Homeowners’ associations in California have the responsibility of maintaining common areas and enforcing community rules and regulations.

If homeowners fail to comply with HOA rules, the association can file a lien against the property, leading to serious consequences. This article will explore when an HOA can file a lien against your California home and the steps to prevent it.

Non-payment of HOA dues

The most common reason for an HOA to file a lien against a California home is when the homeowner doesn’t pay the dues. Homeowners must pay regular assessments to the HOA for maintaining common areas and providing community services. If a homeowner fails to pay these dues, the HOA can file a lien against the property to ensure payment. The lien can include past-due assessments, interest and penalties, and can lead to foreclosure if not resolved.

Violation of CC&Rs

Another reason an HOA can file a lien against a home is for violating covenants, conditions, and restrictions. CC&Rs are the rules and regulations that govern the use and maintenance of properties within the community.
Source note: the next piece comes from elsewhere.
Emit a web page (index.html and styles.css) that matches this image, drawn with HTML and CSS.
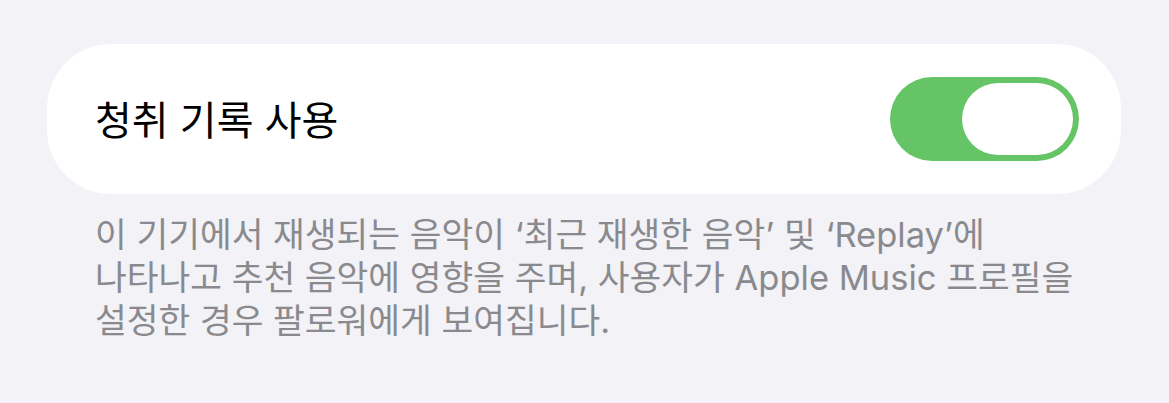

If a homeowner violates the CC&Rs, such as making significant changes to the exterior of their home without permission, the HOA can file a lien against the property until the homeowner corrects the violation.

As a homeowner, it is essential to understand the terms of your HOA agreement. In case of an HOA filing a lien against your home, take immediate action to resolve the issue and prevent further consequences. If you’re unsure of what steps tp take, seeking the assistance of a qualified professional can also be helpful in navigating the process and protecting your rights as a homeowner.